NO PODEMOS negar que en el mundo existe también la presencia del mal. «Si sus hijos abandonan mi Ley y no caminan según mis normas –exclama el Señor a través del salmista–, si violan mis preceptos y no guardan mis mandamientos, castigaré con vara sus delitos y con azotes su culpa. Pero no le retiraré mi gracia, ni faltaré a mi fidelidad» (Sal 88,31-34). El conocimiento de Dios que hemos adquirido por la fe nos lleva a confiar siempre en que él nunca nos abandona. «Nuestra fidelidad no es más que una respuesta a la fidelidad de Dios. Dios que es fiel a su palabra, que es fiel a su promesa»3.
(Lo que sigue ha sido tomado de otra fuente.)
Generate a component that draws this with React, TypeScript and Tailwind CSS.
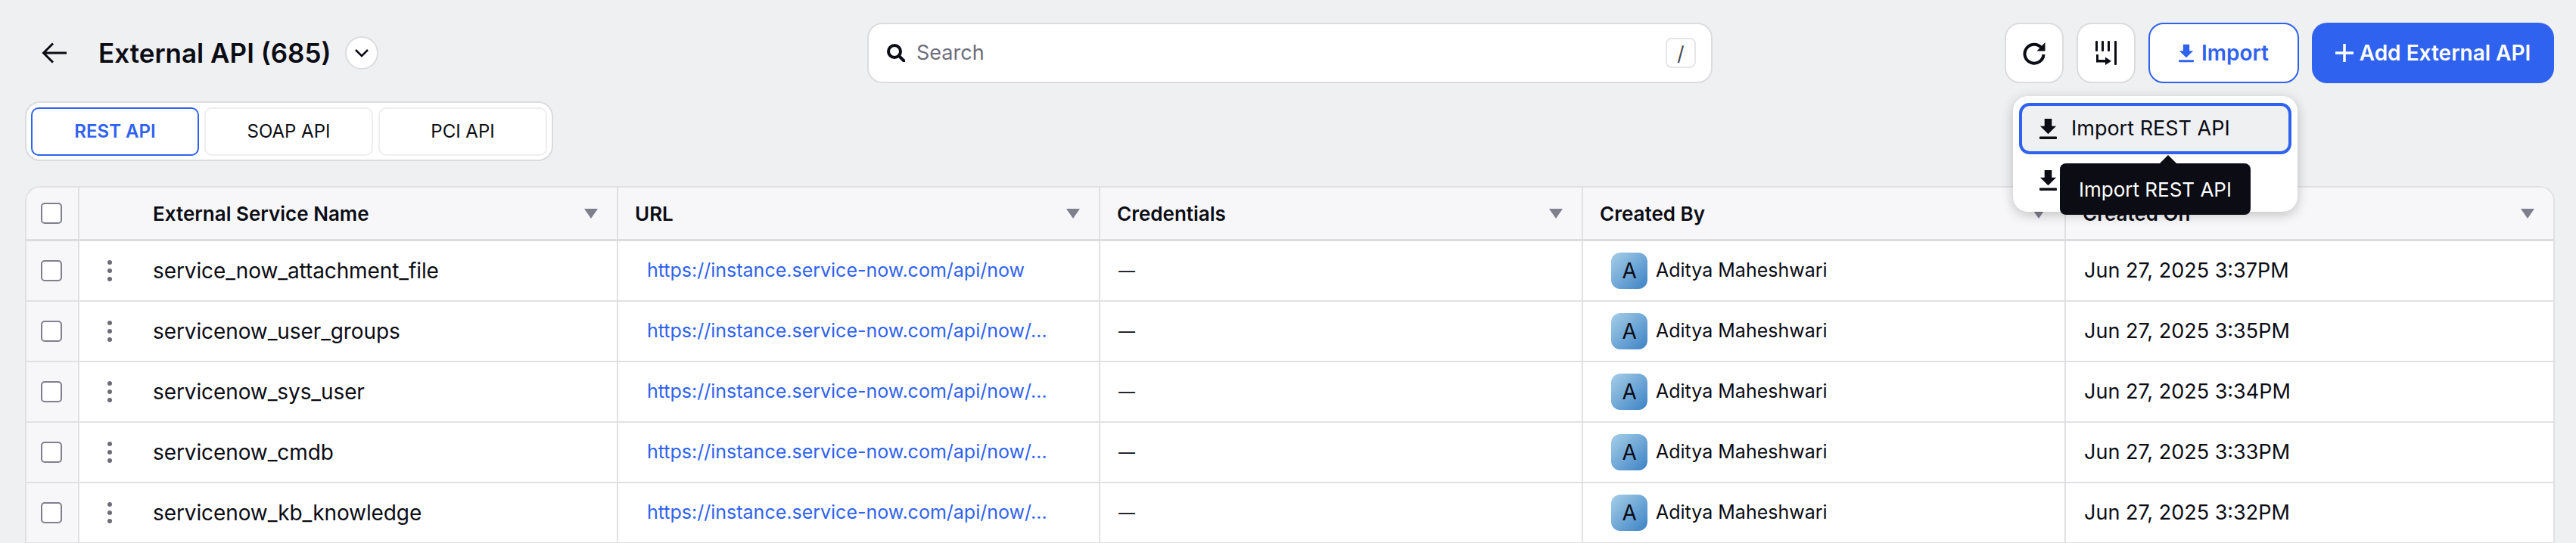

«Los males de nuestro mundo –y los de la Iglesia– no deberían ser excusas para reducir nuestra entrega y nuestro fervor. Mirémoslos como desafíos para crecer. Además, la mirada creyente es capaz de reconocer la luz que siempre derrama el Espíritu Santo en medio de la oscuridad, sin olvidar que “donde abundó el pecado sobreabundó la gracia” (Rm 5,20)»4. Una respuesta de fe es precisamente nuestra actitud optimista, porque sabemos que Dios es el Señor del mundo, es quien tiene todo el poder, y que todo mal puede ser vencido con sobreabundancia de bien.
Algunas circunstancias pueden hacernos dudar de nuestra de nuestras capacidades y de nuestra disposición; y haremos bien, porque conocemos la debilidad personal. Sin embargo, no cabe dudar de Dios, de su acción poderosa, aunque discreta, ni de sus designios de santidad para cada uno de nosotros. Los apóstoles Pedro y Pablo nos animan a estar firmes en esta convicción: «La fe es base de la fidelidad. No confianza vana en nuestra capacidad humana, sino fe en Dios, que es fundamento de la esperanza (cfr. Heb 11,1)»5. El Señor nos dice en el Evangelio: «Buscad sobre todo el reino de Dios y su justicia; todo lo demás se os dará por añadidura» (Mt 6, 30). María se abrió siempre al obrar divino, fue llena de gracia: ese es el secreto para vencer al mal con el bien de Dios.